Is it possible to express $$ A_n = (2n-3)! \sum_{i=0}^{2n} \frac{B_i B_{2n-i}}{i! (2n-i)!} (2^{1-i} -1) (2^{1-2n+i} -1)(2^i -1) $$ in a more compact form, perhaps using the identity $$ E_{2n} = 2^{2n+1} \binom{2n}{2}^{-1} \sum_{i=0}^{2n} B_i B_{2n-i} \binom{2n}{i} (2^{2n-i} -1) (2^{1-i} -1) $$ or a similar one, where B are Bernoulli numbers and E Euler numbers?

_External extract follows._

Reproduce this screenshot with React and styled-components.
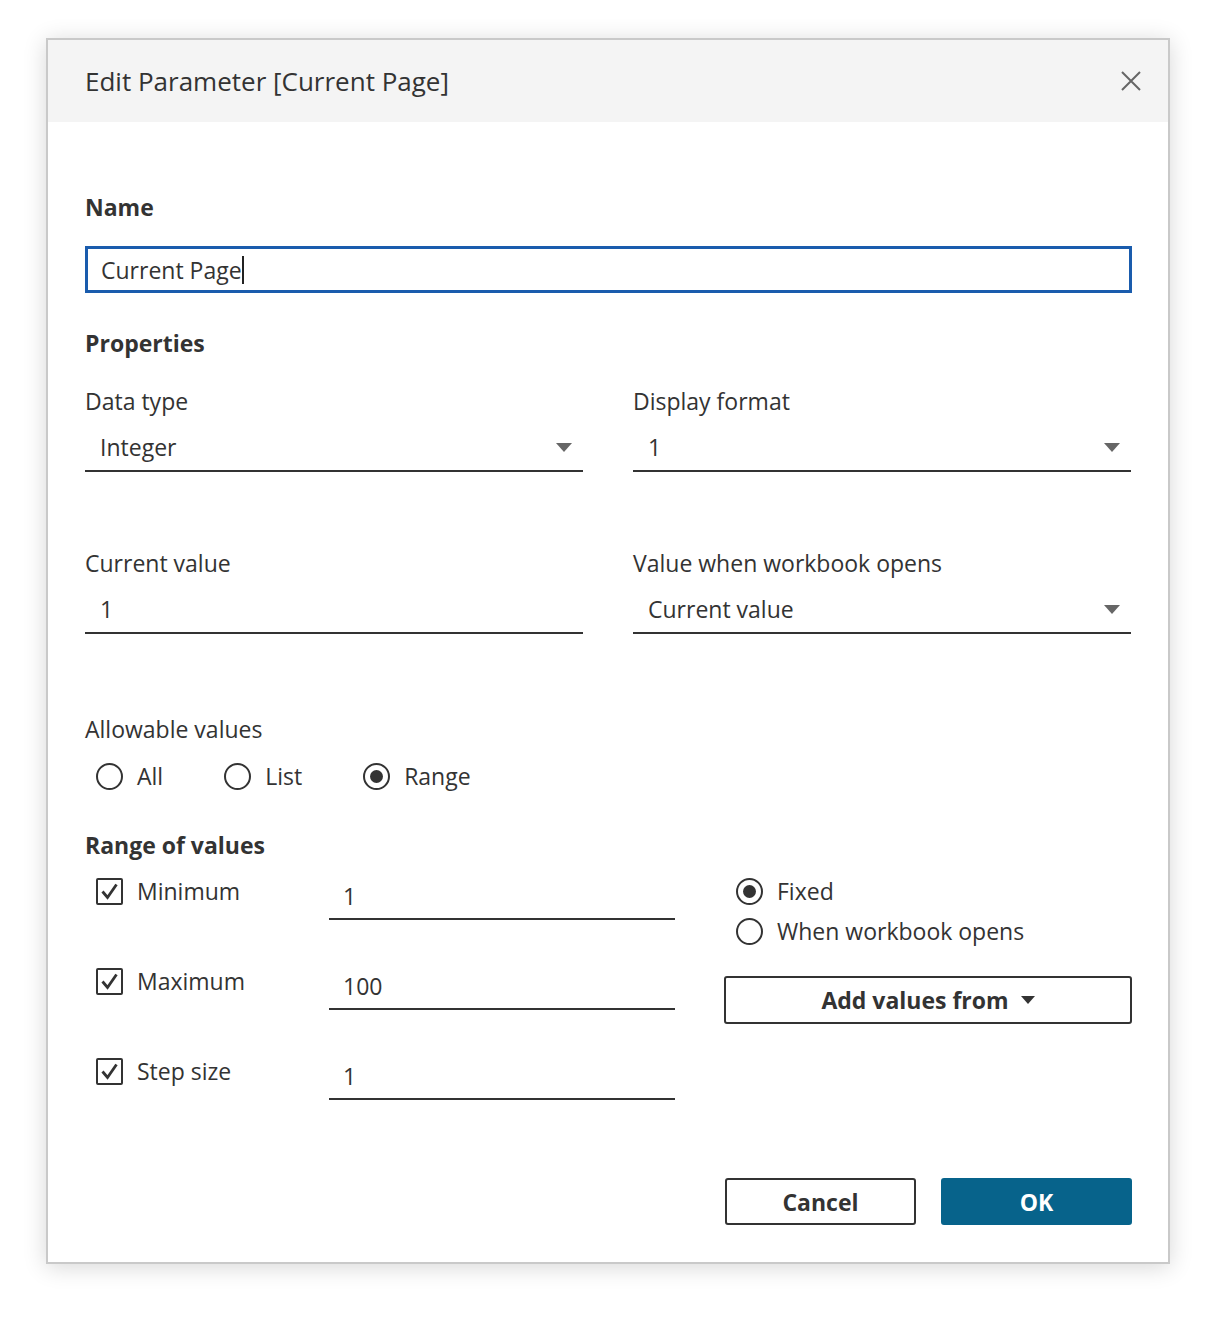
import React from 'react';
import styled, { createGlobalStyle, css } from 'styled-components';

const GlobalStyle = createGlobalStyle`
  body {
    margin: 0;
    background: #fff;
    font-family: "Open Sans", "Liberation Sans", sans-serif;
    color: #333;
  }
`;

const Page = styled.div`
  padding: 38px 0 55px 46px;
`;

const Dialog = styled.div`
  box-sizing: border-box;
  width: 1124px;
  border: 2px solid #c9c9c9;
  background: #fff;
  box-shadow: 0 3px 22px rgba(0, 0, 0, 0.16);
`;

const Header = styled.div`
  height: 82px;
  background: #f4f4f4;
  display: flex;
  align-items: center;
  justify-content: space-between;
  padding: 0 27px 0 37px;
`;

const Title = styled.h1`
  margin: 0;
  font-size: 26px;
  font-weight: 400;
  line-height: 34px;
  color: #333;
`;

const CloseButton = styled.button`
  border: none;
  background: none;
  padding: 0;
  width: 20px;
  height: 20px;
  display: flex;
`;

const Body = styled.div`
  padding: 70px 36px 37px 37px;
`;

const SectionTitle = styled.div`
  font-size: 23px;
  font-weight: 700;
  line-height: 30px;
  margin-top: ${p => p.$top || 0}px;
`;

const Label = styled.div`
  font-size: 23px;
  line-height: 30px;
  margin-top: ${p => p.$top || 0}px;
`;

const NameInput = styled.div`
  box-sizing: border-box;
  height: 47px;
  margin-top: 24px;
  border: 3px solid #1a5cad;
  display: flex;
  align-items: center;
  padding-left: 13px;
  font-size: 23px;

  span {
    border-right: 2px solid #222;
    line-height: 28px;
  }
`;

const TwoCol = styled.div`
  display: grid;
  grid-template-columns: 498px 498px;
  column-gap: 50px;
  margin-top: ${p => p.$top || 0}px;
`;

const Field = styled.div`
  box-sizing: border-box;
  height: 48px;
  margin-top: ${p => p.$top || 0}px;
  border-bottom: 2px solid #333;
  display: flex;
  align-items: center;
  justify-content: space-between;
  padding: 0 11px 0 15px;
  font-size: 23px;
`;

const Caret = styled.span`
  width: 0;
  height: 0;
  border-left: 8px solid transparent;
  border-right: 8px solid transparent;
  border-top: 9px solid #666;
  ${p => p.$small && css`
    border-left-width: 7px;
    border-right-width: 7px;
    border-top-width: 8px;
    border-top-color: #333;
  `}
`;

const RadioRow = styled.div`
  display: flex;
  gap: 61px;
  margin-top: 17px;
  padding-left: 11px;
`;

const Choice = styled.label`
  display: flex;
  align-items: center;
  gap: 14px;
  font-size: 23px;
  line-height: 30px;
`;

const RadioCircle = styled.span`
  box-sizing: border-box;
  width: 27px;
  height: 27px;
  border-radius: 50%;
  border: 2px solid #333;
  display: flex;
  align-items: center;
  justify-content: center;

  &::after {
    content: '';
    width: 13px;
    height: 13px;
    border-radius: 50%;
    background: #333;
    display: ${p => (p.$checked ? 'block' : 'none')};
  }
`;

const CheckBox = styled.span`
  box-sizing: border-box;
  width: 27px;
  height: 27px;
  border: 2px solid #333;
  border-radius: 2px;
  display: flex;
  align-items: center;
  justify-content: center;
`;

const RangeGrid = styled.div`
  display: grid;
  grid-template-columns: 244px 346px 1fr;
  margin-top: 12px;
`;

const RangeColumn = styled.div`
  display: flex;
  flex-direction: column;
  gap: 42px;
`;

const RangeRow = styled.div`
  box-sizing: border-box;
  height: 48px;
  display: flex;
  align-items: flex-start;
  padding: 4px 0 0 11px;
`;

const RangeInput = styled.div`
  box-sizing: border-box;
  height: 48px;
  border-bottom: 2px solid #333;
  display: flex;
  align-items: center;
  padding: 1px 0 0 14px;
  font-size: 23px;
`;

const RangeRight = styled.div`
  padding-left: 49px;
  display: flex;
  flex-direction: column;
`;

const RadioStack = styled.div`
  display: flex;
  flex-direction: column;
  gap: 10px;
  padding: 4px 0 0 12px;
`;

const Button = styled.button`
  box-sizing: border-box;
  height: 47px;
  border-radius: 3px;
  font-family: "Open Sans", "Liberation Sans", sans-serif;
  font-size: 23px;
  font-weight: 700;
  display: flex;
  align-items: center;
  justify-content: center;
  gap: 12px;
  cursor: pointer;
  border: 2px solid #333;
  background: #fff;
  color: #333;
  ${p => p.$primary && css`
    border-color: #07638b;
    background: #07638b;
    color: #fff;
  `}
`;

const AddButton = styled(Button)`
  width: 100%;
  margin-top: 30px;
  height: 48px;
`;

const Footer = styled.div`
  display: flex;
  justify-content: flex-end;
  gap: 25px;
  margin-top: 78px;

  ${Button} {
    width: 191px;
  }
`;

function Radio({ label, checked }) {
  return (
    <Choice>
      <RadioCircle $checked={checked} />
      {label}
    </Choice>
  );
}

function Check({ label }) {
  return (
    <Choice>
      <CheckBox>
        <svg width="19" height="19" viewBox="0 0 19 19">
          <path d="M2.5 9.5 L7.5 15.5 L16.5 2.5" fill="none" stroke="#333" strokeWidth="2.8" />
        </svg>
      </CheckBox>
      {label}
    </Choice>
  );
}

export default function App() {
  return (
    <Page>
      <GlobalStyle />
      <Dialog>
        <Header>
          <Title>Edit Parameter [Current Page]</Title>
          <CloseButton aria-label="Close">
            <svg width="20" height="20" viewBox="0 0 20 20">
              <path d="M1 1 L19 19 M19 1 L1 19" stroke="#666" strokeWidth="2" />
            </svg>
          </CloseButton>
        </Header>
        <Body>
          <SectionTitle>Name</SectionTitle>
          <NameInput><span>Current Page</span></NameInput>

          <SectionTitle $top={35}>Properties</SectionTitle>
          <TwoCol $top={28}>
            <div>
              <Label>Data type</Label>
              <Field $top={8}>Integer<Caret /></Field>
            </div>
            <div>
              <Label>Display format</Label>
              <Field $top={8}>1<Caret /></Field>
            </div>
          </TwoCol>
          <TwoCol $top={76}>
            <div>
              <Label>Current value</Label>
              <Field $top={8}>1</Field>
            </div>
            <div>
              <Label>Value when workbook opens</Label>
              <Field $top={8}>Current value<Caret /></Field>
            </div>
          </TwoCol>

          <Label $top={80}>Allowable values</Label>
          <RadioRow>
            <Radio label="All" />
            <Radio label="List" />
            <Radio label="Range" checked />
          </RadioRow>

          <SectionTitle $top={39}>Range of values</SectionTitle>
          <RangeGrid>
            <RangeColumn>
              <RangeRow><Check label="Minimum" /></RangeRow>
              <RangeRow><Check label="Maximum" /></RangeRow>
              <RangeRow><Check label="Step size" /></RangeRow>
            </RangeColumn>
            <RangeColumn>
              <RangeInput>1</RangeInput>
              <RangeInput>100</RangeInput>
              <RangeInput>1</RangeInput>
            </RangeColumn>
            <RangeRight>
              <RadioStack>
                <Radio label="Fixed" checked />
                <Radio label="When workbook opens" />
              </RadioStack>
              <AddButton>Add values from <Caret $small /></AddButton>
            </RangeRight>
          </RangeGrid>

          <Footer>
            <Button>Cancel</Button>
            <Button $primary>OK</Button>
          </Footer>
        </Body>
      </Dialog>
    </Page>
  );
}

$$ \sum_{k=0}^\infty \frac{E_k}{k!} x^k = \frac{1}{\cosh x} $$
We have $$ \sum_{i\geq 0}\frac{B_i}{i!}x^i=\frac{x}{e^x-1},\qquad \sum_{i\geq 0}\frac{B_i}{i}x^i 2^{i-1} = \frac{x}{e^{2x}-1} \tag{1}$$ hence $$\sum_{i\geq 0}\frac{B_i}{i!}(2-2^{i})x^i = \frac{x}{\sinh x},\qquad \sum_{i\geq 0}\frac{B_i}{i!}(2^{1-i}-1)x^i=\frac{x/2}{\sinh(x/2)}\tag{2}$$ and $$ \frac{A(n)}{(2n-3)!}=[x^{2n}]\left(\frac{x^2/2}{\sinh(x)\sinh(x/2)}-\frac{x^2/4}{\sinh^2(x/2)} \right)=[x^{2n}]\left(-\frac{x^2}{8\cosh^2\frac{x}{4}\cosh\frac{x}{2}}\right)\tag{3}$$